— Start Material —

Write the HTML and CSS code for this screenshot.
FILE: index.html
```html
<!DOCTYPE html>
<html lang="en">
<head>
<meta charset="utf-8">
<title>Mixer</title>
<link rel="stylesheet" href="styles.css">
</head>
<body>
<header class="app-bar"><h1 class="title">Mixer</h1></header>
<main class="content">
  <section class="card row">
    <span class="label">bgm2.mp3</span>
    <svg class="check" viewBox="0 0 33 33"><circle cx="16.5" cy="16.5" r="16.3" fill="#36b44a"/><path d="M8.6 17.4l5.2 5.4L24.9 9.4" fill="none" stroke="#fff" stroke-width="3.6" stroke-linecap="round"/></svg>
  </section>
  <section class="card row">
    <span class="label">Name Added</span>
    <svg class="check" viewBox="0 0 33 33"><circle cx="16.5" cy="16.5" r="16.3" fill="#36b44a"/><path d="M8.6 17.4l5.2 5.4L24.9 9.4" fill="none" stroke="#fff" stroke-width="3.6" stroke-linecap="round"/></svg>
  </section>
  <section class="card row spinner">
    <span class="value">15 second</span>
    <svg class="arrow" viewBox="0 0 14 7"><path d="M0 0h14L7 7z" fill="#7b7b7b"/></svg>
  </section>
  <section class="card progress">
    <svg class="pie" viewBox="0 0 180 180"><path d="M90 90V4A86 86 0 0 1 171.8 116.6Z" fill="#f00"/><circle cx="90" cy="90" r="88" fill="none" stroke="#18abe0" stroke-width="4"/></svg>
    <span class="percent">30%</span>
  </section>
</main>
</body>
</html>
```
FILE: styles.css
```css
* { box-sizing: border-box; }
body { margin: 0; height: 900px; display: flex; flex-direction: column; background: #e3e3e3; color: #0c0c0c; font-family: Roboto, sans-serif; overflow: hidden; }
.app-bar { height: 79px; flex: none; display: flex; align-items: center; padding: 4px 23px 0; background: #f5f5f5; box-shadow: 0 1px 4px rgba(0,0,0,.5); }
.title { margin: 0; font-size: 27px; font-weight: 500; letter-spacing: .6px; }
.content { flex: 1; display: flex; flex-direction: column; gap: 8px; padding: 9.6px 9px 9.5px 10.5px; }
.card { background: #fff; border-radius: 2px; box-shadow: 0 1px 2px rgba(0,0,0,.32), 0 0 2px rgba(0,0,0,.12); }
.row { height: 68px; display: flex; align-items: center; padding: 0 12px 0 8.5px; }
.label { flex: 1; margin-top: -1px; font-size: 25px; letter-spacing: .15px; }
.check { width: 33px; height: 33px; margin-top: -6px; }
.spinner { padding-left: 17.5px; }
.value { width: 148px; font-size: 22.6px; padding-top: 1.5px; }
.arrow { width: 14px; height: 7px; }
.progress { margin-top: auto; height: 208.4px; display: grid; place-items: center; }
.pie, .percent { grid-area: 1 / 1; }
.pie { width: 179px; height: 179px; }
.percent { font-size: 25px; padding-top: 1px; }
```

— End Material —
— Start Material —

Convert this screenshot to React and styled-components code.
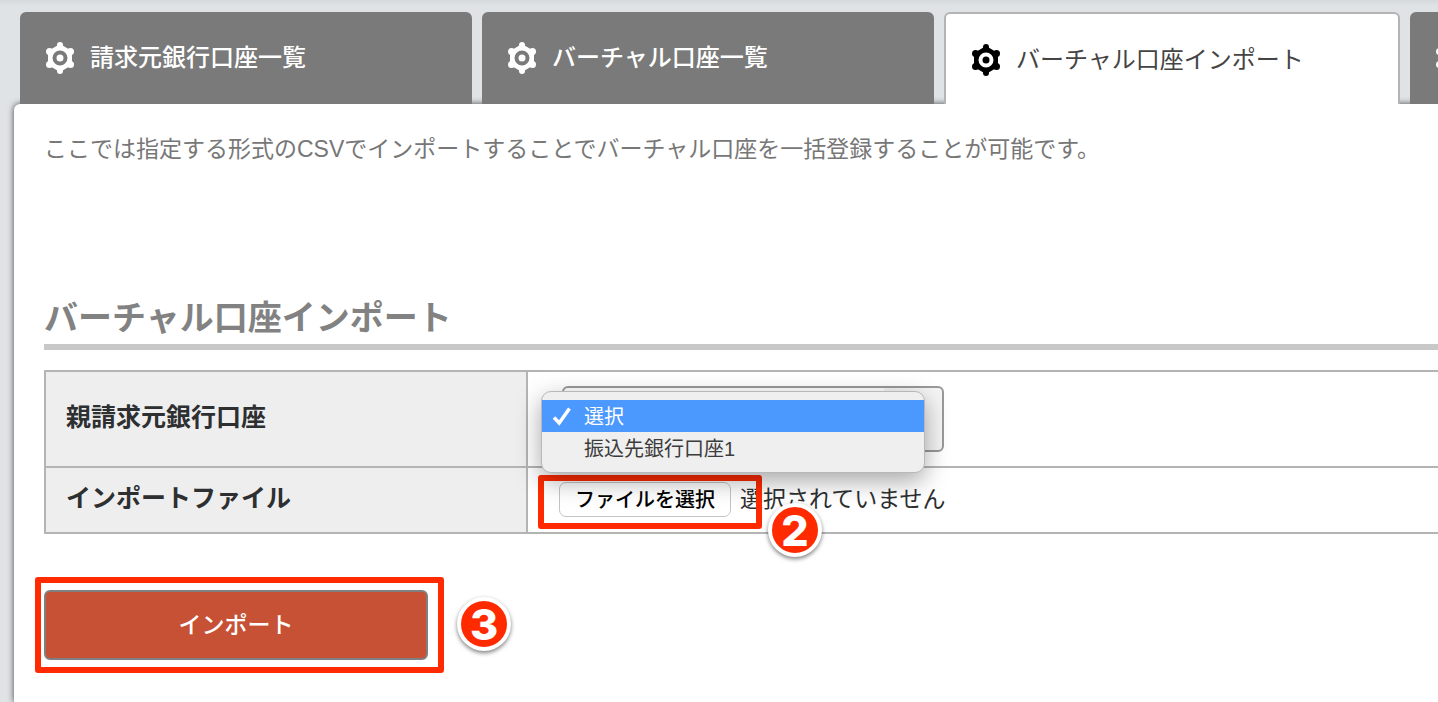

— End Material —
— Start Material —

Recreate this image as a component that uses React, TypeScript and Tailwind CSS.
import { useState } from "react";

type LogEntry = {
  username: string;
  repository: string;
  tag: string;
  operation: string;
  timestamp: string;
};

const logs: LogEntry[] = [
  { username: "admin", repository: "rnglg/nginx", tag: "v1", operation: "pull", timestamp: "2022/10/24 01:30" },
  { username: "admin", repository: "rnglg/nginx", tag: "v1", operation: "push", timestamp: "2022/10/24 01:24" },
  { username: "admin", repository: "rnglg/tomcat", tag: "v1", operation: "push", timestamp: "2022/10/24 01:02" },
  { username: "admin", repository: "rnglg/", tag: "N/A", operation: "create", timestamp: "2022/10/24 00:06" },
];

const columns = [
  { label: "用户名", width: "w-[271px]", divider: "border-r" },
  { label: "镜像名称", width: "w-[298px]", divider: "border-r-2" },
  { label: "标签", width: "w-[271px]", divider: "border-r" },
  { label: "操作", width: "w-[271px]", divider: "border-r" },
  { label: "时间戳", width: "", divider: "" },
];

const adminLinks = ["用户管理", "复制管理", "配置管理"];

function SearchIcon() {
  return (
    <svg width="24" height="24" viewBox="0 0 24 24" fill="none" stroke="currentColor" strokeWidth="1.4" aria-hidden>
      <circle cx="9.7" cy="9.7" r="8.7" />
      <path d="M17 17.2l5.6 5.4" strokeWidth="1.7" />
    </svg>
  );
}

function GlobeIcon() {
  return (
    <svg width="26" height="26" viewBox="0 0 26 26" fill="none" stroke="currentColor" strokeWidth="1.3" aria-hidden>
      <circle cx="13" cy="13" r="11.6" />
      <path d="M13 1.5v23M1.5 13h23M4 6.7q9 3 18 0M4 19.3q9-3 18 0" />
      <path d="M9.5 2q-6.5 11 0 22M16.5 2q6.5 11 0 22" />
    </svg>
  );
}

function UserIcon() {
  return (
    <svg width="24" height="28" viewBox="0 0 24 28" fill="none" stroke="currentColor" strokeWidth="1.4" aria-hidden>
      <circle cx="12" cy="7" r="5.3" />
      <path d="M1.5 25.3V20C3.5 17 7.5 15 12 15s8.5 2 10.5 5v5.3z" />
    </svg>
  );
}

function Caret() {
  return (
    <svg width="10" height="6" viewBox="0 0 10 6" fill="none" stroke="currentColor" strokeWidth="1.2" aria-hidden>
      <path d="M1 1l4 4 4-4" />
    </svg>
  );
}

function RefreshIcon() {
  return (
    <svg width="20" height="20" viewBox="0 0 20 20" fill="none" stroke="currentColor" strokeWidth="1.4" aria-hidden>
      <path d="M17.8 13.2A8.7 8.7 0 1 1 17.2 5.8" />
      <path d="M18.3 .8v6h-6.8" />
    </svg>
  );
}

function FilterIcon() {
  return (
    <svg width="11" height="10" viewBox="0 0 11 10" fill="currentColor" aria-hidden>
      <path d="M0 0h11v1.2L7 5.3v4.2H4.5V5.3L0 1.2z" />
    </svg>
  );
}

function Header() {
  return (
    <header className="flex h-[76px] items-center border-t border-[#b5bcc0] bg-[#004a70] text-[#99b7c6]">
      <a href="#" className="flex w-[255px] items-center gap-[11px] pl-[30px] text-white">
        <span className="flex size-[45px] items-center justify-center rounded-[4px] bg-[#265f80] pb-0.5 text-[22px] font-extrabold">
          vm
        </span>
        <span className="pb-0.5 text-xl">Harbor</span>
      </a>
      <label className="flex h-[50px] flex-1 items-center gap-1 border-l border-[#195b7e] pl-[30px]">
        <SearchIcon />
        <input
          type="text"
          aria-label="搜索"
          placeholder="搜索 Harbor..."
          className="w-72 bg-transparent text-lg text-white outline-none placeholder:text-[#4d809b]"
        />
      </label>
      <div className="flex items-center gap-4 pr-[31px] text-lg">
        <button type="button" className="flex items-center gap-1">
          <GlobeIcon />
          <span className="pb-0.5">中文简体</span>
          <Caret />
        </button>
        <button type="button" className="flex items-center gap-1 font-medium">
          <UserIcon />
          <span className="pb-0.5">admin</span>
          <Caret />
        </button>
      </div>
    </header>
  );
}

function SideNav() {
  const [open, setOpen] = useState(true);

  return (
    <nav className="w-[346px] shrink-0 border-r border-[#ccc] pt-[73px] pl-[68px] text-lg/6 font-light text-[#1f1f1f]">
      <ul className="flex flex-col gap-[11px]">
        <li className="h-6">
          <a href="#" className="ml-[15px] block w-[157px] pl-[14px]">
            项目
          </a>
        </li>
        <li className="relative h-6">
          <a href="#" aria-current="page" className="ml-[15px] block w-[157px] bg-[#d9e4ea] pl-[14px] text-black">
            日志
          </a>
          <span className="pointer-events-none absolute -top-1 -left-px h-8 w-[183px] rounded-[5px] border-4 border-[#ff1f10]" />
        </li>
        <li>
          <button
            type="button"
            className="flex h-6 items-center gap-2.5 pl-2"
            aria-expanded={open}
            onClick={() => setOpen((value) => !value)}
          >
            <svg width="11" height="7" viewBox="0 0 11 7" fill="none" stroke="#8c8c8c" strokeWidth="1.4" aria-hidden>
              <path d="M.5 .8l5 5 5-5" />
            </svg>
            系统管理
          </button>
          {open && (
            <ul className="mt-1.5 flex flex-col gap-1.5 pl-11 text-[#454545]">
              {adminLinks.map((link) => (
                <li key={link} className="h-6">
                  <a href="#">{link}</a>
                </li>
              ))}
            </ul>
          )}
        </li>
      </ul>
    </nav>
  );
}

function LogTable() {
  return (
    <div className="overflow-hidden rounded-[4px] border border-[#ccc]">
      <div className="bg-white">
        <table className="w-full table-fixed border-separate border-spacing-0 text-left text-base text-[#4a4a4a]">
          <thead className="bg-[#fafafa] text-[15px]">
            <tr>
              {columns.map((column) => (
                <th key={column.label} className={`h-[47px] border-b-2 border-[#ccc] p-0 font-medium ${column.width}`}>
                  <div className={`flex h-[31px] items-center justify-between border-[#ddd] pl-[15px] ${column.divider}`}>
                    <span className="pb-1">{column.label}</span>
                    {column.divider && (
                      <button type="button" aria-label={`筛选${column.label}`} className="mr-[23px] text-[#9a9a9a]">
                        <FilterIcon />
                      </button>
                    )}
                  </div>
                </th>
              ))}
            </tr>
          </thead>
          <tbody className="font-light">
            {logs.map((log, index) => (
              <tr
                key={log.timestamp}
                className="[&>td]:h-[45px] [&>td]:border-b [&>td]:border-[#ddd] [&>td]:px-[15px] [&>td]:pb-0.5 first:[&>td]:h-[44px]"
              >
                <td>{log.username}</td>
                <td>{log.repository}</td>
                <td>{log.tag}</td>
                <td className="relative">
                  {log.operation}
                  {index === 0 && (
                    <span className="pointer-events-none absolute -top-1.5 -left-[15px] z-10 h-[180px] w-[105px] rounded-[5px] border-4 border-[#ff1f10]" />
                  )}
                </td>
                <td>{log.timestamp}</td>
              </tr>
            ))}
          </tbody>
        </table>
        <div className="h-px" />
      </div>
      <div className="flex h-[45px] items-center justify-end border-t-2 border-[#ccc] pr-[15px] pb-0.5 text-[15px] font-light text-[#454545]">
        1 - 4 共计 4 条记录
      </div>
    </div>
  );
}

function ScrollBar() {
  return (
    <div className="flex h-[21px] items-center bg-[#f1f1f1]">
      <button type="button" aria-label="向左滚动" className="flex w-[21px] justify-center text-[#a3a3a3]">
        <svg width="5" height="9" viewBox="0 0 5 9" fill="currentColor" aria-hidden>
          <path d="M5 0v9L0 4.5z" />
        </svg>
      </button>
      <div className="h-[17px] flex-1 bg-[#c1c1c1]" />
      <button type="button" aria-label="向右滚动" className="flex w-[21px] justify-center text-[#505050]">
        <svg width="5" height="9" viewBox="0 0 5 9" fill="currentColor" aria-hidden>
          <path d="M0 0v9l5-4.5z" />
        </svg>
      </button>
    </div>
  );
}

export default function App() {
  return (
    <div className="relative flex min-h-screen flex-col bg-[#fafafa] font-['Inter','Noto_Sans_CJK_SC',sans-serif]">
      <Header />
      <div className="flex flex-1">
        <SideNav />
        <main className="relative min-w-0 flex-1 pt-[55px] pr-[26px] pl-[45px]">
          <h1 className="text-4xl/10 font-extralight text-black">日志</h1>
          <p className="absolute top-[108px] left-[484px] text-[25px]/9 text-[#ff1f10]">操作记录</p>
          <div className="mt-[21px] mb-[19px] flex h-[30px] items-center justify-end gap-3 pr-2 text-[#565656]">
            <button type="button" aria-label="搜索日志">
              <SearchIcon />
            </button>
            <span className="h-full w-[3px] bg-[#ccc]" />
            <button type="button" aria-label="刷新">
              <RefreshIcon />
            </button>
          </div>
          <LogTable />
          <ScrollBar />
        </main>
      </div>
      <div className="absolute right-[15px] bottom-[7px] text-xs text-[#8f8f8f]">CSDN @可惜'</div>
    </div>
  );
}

— End Material —

Stated task: Pick every line with "code" in it and copy it.

Written reply:
Write the HTML and CSS code for this screenshot.
Convert this screenshot to React and styled-components code.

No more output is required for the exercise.